Industry: Enterprise IT / Security | Role: CISO, Identity & Access Management Lead | Time to value: 2 hours

The Problem

Every non-trivial access control system eventually produces contradictory rules. A user belongs to a group that is allowed access, but also matches a deny policy. When these conflicts are resolved by code ordering or last-write-wins, the result is unpredictable access decisions that auditors flag and engineers cannot explain.

The Traditional Approach

Teams build custom middleware with nested if/else chains that encode precedence by hand. Deny-overrides-allow is a design intent, but in practice it lives in scattered conditionals across 500-2,000 lines of application code. When a new role is added, engineers must trace every branch to confirm the deny still wins.

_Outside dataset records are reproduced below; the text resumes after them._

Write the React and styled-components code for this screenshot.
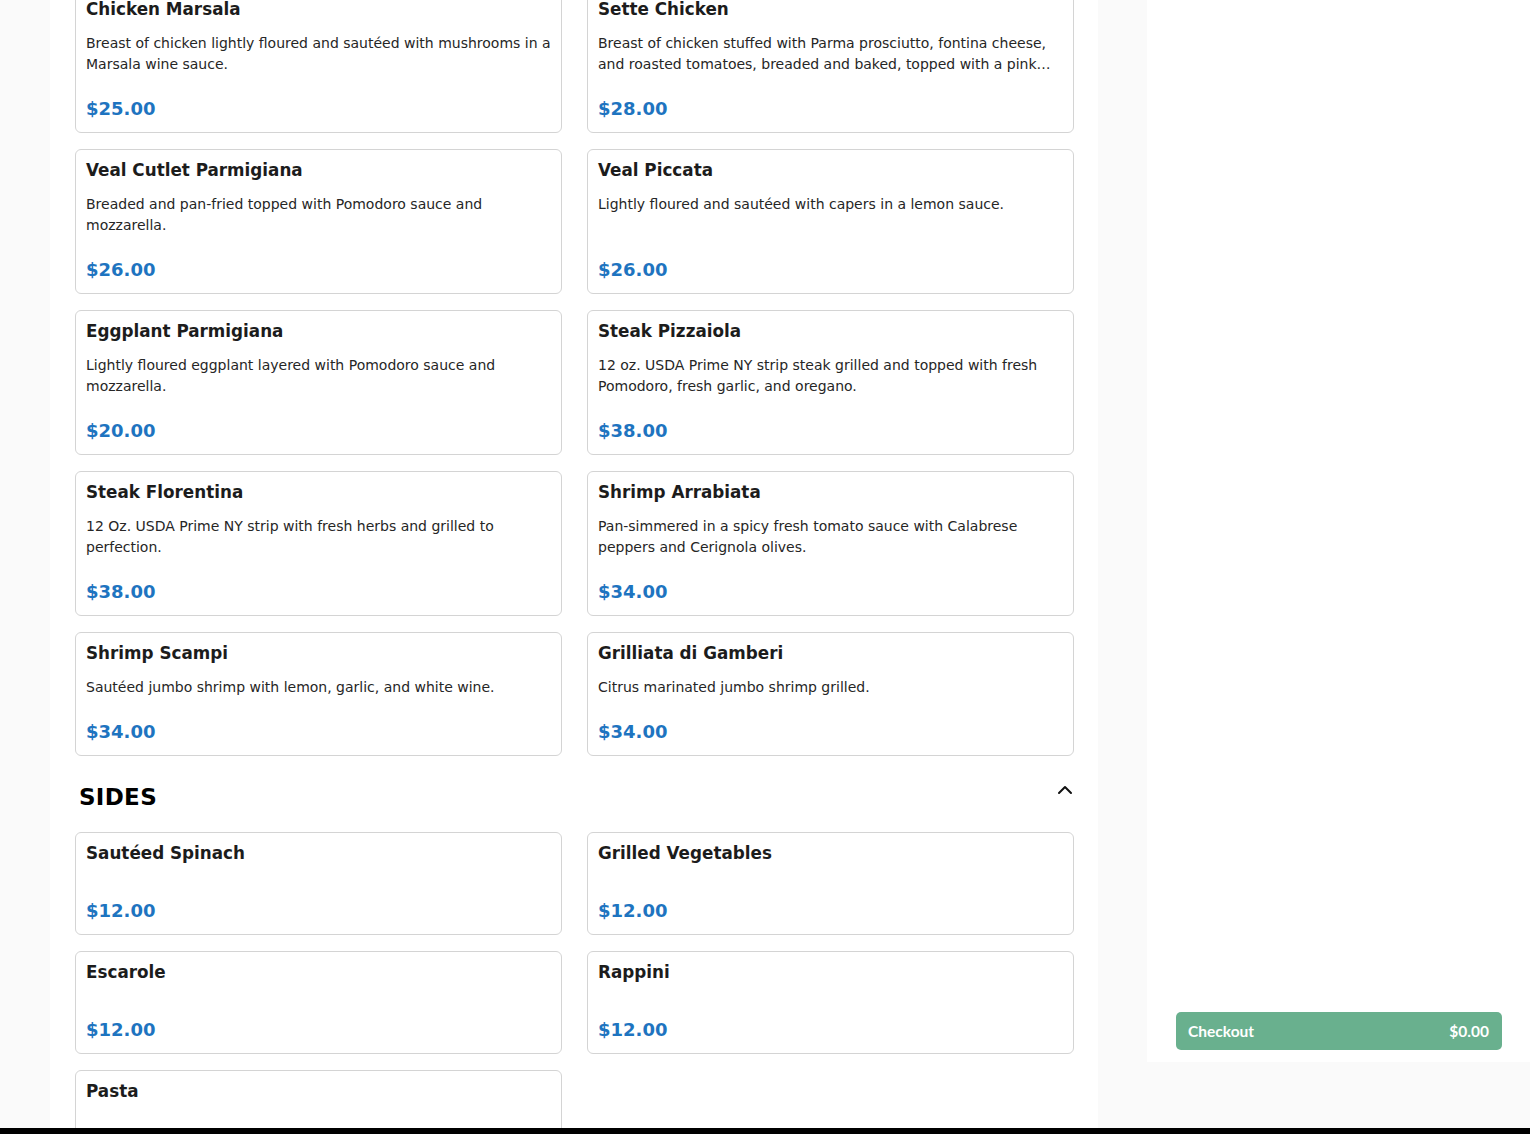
import React from "react";
import styled, { createGlobalStyle } from "styled-components";
import { ChevronUp } from "lucide-react";

const GlobalStyle = createGlobalStyle`
  html, body {
    margin: 0;
    padding: 0;
    background: #fafafa;
  }
  * {
    box-sizing: border-box;
  }
`;

const sections = [
  {
    title: null,
    items: [
      {
        name: "Chicken Marsala",
        desc: "Breast of chicken lightly floured and sautéed with mushrooms in a Marsala wine sauce.",
        price: 25,
      },
      {
        name: "Sette Chicken",
        desc: "Breast of chicken stuffed with Parma prosciutto, fontina cheese, and roasted tomatoes, breaded and baked, topped with a pink vodka sauce.",
        price: 28,
      },
      {
        name: "Veal Cutlet Parmigiana",
        desc: "Breaded and pan-fried topped with Pomodoro sauce and mozzarella.",
        price: 26,
      },
      {
        name: "Veal Piccata",
        desc: "Lightly floured and sautéed with capers in a lemon sauce.",
        price: 26,
      },
      {
        name: "Eggplant Parmigiana",
        desc: "Lightly floured eggplant layered with Pomodoro sauce and mozzarella.",
        price: 20,
      },
      {
        name: "Steak Pizzaiola",
        desc: "12 oz. USDA Prime NY strip steak grilled and topped with fresh Pomodoro, fresh garlic, and oregano.",
        price: 38,
      },
      {
        name: "Steak Florentina",
        desc: "12 Oz. USDA Prime NY strip with fresh herbs and grilled to perfection.",
        price: 38,
      },
      {
        name: "Shrimp Arrabiata",
        desc: "Pan-simmered in a spicy fresh tomato sauce with Calabrese peppers and Cerignola olives.",
        price: 34,
      },
      {
        name: "Shrimp Scampi",
        desc: "Sautéed jumbo shrimp with lemon, garlic, and white wine.",
        price: 34,
      },
      {
        name: "Grilliata di Gamberi",
        desc: "Citrus marinated jumbo shrimp grilled.",
        price: 34,
      },
    ],
  },
  {
    title: "SIDES",
    items: [
      { name: "Sautéed Spinach", desc: "", price: 12 },
      { name: "Grilled Vegetables", desc: "", price: 12 },
      { name: "Escarole", desc: "", price: 12 },
      { name: "Rappini", desc: "", price: 12 },
      { name: "Pasta", desc: "", price: 12 },
    ],
  },
];

const App = () => {
  return (
    <>
      <GlobalStyle />
      <Page>
        <Body>
          <Main>
            <Scroller>
              {sections.map((section, i) => (
                <Section key={i}>
                  {section.title && (
                    <SectionHeader>
                      <SectionTitle>{section.title}</SectionTitle>
                      <Toggle>
                        <ChevronUp size={24} strokeWidth={2} color="#111" />
                      </Toggle>
                    </SectionHeader>
                  )}
                  <Grid>
                    {section.items.map((item) => (
                      <Card key={item.name}>
                        <ItemName>{item.name}</ItemName>
                        <ItemDesc>{item.desc}</ItemDesc>
                        <Price>${item.price.toFixed(2)}</Price>
                      </Card>
                    ))}
                  </Grid>
                </Section>
              ))}
            </Scroller>
          </Main>
          <Sidebar>
            <CheckoutButton>
              <span>Checkout</span>
              <span>$0.00</span>
            </CheckoutButton>
          </Sidebar>
        </Body>
        <BottomBar />
      </Page>
    </>
  );
};

const Page = styled.div`
  width: 1530px;
  height: 1134px;
  overflow: hidden;
  display: flex;
  flex-direction: column;
  background: #fafafa;
  font-family: "DejaVu Sans", "Liberation Sans", sans-serif;
`;

const Body = styled.div`
  flex: 1;
  display: flex;
  flex-direction: row;
  align-items: flex-start;
  overflow: hidden;
`;

const Main = styled.main`
  margin-left: 50px;
  width: 1048px;
  height: 100%;
  background: #ffffff;
  padding: 0 24px 0 25px;
  overflow: hidden;
`;

const Scroller = styled.div`
  margin-top: -12px;
`;

const Section = styled.section`
  & + & {
    margin-top: 26px;
  }
`;

const SectionHeader = styled.div`
  display: flex;
  justify-content: space-between;
  align-items: flex-start;
  padding-left: 4px;
  margin-bottom: 20px;
  height: 30px;
`;

const SectionTitle = styled.h2`
  margin: 0;
  font-size: 23px;
  line-height: 30px;
  font-weight: 700;
  color: #000;
  letter-spacing: 0.3px;
`;

const Toggle = styled.button`
  border: none;
  background: none;
  padding: 0;
  margin: -4px -3px 0 0;
  display: flex;
  cursor: pointer;
`;

const Grid = styled.div`
  display: grid;
  grid-template-columns: 1fr 1fr;
  column-gap: 25px;
  row-gap: 16px;
`;

const Card = styled.div`
  display: flex;
  flex-direction: column;
  border: 1px solid #d4d4d4;
  border-radius: 6px;
  padding: 10px 10px 12px;
  background: #fff;
`;

const ItemName = styled.h3`
  margin: 0 0 13px;
  font-size: 16.8px;
  line-height: 21px;
  font-weight: 700;
  color: #1c1c1c;
`;

const ItemDesc = styled.p`
  margin: 0 0 23px;
  font-size: 14px;
  line-height: 21px;
  color: #262626;
  display: -webkit-box;
  -webkit-line-clamp: 2;
  -webkit-box-orient: vertical;
  overflow: hidden;
`;

const Price = styled.div`
  margin-top: auto;
  font-size: 18px;
  line-height: 22px;
  font-weight: 700;
  color: #1e74c0;
`;

const Sidebar = styled.aside`
  margin-left: 49px;
  width: 383px;
  height: 1062px;
  background: #ffffff;
  display: flex;
  flex-direction: column;
  justify-content: flex-end;
  padding: 0 28px 12px 29px;
`;

const CheckoutButton = styled.button`
  display: flex;
  justify-content: space-between;
  align-items: center;
  height: 38px;
  width: 100%;
  padding: 0 13px 0 12px;
  border: none;
  border-radius: 5px;
  background: #69b08e;
  color: #fff;
  font-family: "Lato", "Open Sans", sans-serif;
  font-weight: 700;
  font-size: 15.5px;
  cursor: pointer;
`;

const BottomBar = styled.div`
  height: 6px;
  background: #000;
  flex-shrink: 0;
`;

export default App;
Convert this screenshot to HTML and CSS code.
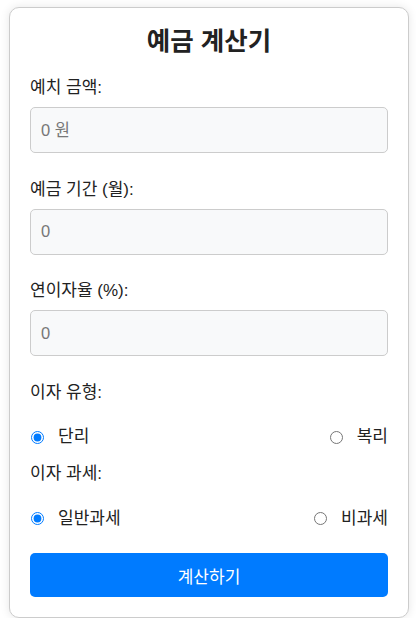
FILE: index.html
```html
<!DOCTYPE html>
<html lang="ko">
<head>
<meta charset="utf-8">
<title>예금 계산기</title>
<link rel="stylesheet" href="styles.css">
</head>
<body>
<div class="card">
  <h2 class="title">예금 계산기</h2>
  <div class="field">
    <label class="field-label" for="amount">예치 금액:</label>
    <input class="field-input" id="amount" type="text" placeholder="0 원">
  </div>
  <div class="field">
    <label class="field-label" for="period">예금 기간 (월):</label>
    <input class="field-input" id="period" type="text" placeholder="0">
  </div>
  <div class="field">
    <label class="field-label" for="rate">연이자율 (%):</label>
    <input class="field-input" id="rate" type="text" placeholder="0">
  </div>
  <div class="section-label">이자 유형:</div>
  <div class="radio-row">
    <label class="radio-item"><input type="radio" name="type" checked>단리</label>
    <label class="radio-item"><input type="radio" name="type">복리</label>
  </div>
  <div class="section-label">이자 과세:</div>
  <div class="radio-row radio-row-last">
    <label class="radio-item"><input type="radio" name="tax" checked>일반과세</label>
    <label class="radio-item"><input type="radio" name="tax">비과세</label>
  </div>
  <button class="calc-btn" type="button">계산하기</button>
</div>
</body>
</html>
```
FILE: styles.css
```css
html, body {
  margin: 0;
  padding: 0;
  background: #ffffff;
}
body {
  font-family: "Liberation Sans", "Noto Sans CJK KR", sans-serif;
  font-size: 17px;
  color: #222;
}
.card {
  box-sizing: border-box;
  width: 400px;
  margin: 7px 0 0 9px;
  padding: 18px 20px 20px;
  border: 1px solid #cccccc;
  border-radius: 10px;
  background: #fff;
  box-shadow: 0 0 10px rgba(0, 0, 0, 0.1);
}
.title {
  margin: 0 0 22px;
  font-size: 25.5px;
  line-height: 30px;
  font-weight: bold;
  text-align: center;
  color: #222;
}
.field {
  margin-bottom: 26.5px;
}
.field-label {
  display: block;
  line-height: 20px;
  margin-bottom: 9px;
}
.field-input {
  box-sizing: border-box;
  display: block;
  width: 100%;
  height: 46px;
  padding: 0 10px;
  border: 1px solid #cccccc;
  border-radius: 5px;
  background: #f8f9fa;
  font-family: "Liberation Sans", "Noto Sans CJK KR", sans-serif;
  font-size: 16.5px;
  color: #222;
}
.field-input::placeholder {
  color: #777;
}
.section-label {
  line-height: 20px;
  margin-bottom: 24.5px;
}
.radio-row {
  display: flex;
  justify-content: space-between;
  align-items: center;
  height: 20px;
  margin-bottom: 17px;
}
.radio-row-last {
  margin-bottom: 24.5px;
}
.radio-item {
  display: flex;
  align-items: center;
  line-height: 20px;
}
.radio-item input {
  margin: 0 14px 0 1px;
  width: 13px;
  height: 13px;
  accent-color: #007bff;
}
.calc-btn {
  display: block;
  width: 100%;
  height: 44px;
  border: none;
  border-radius: 5px;
  background: #007bff;
  color: #fff;
  font-family: "Liberation Sans", "Noto Sans CJK KR", sans-serif;
  font-size: 17px;
}
```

Policy changes require code deploys, and auditors receive screenshots instead of proofs.

With Uni

The notebook defines allow and deny as declarative rules, each annotated with an explicit priority. Uni's engine resolves conflicts automatically: when both allow and deny fire for the same principal-resource pair, the higher-priority rule wins deterministically. Every access decision includes a derivation trace showing exactly which rules fired and why one prevailed. Changing precedence means editing a priority annotation, not refactoring middleware.

What You'll See

  • Correct access decisions when allow and deny rules overlap, with no manual precedence logic
  • Explicit deny-override-allow semantics declared in 8 rules, not 800 lines of branching code
  • A full derivation trace for every decision, ready for SOC 2 or ISO 27001 evidence requests

Why It Matters

Misconfigured access control is the root cause in 40% of cloud breaches. Replacing hand-coded precedence with auditable, priority-annotated rules eliminates an entire class of security defects without adding headcount.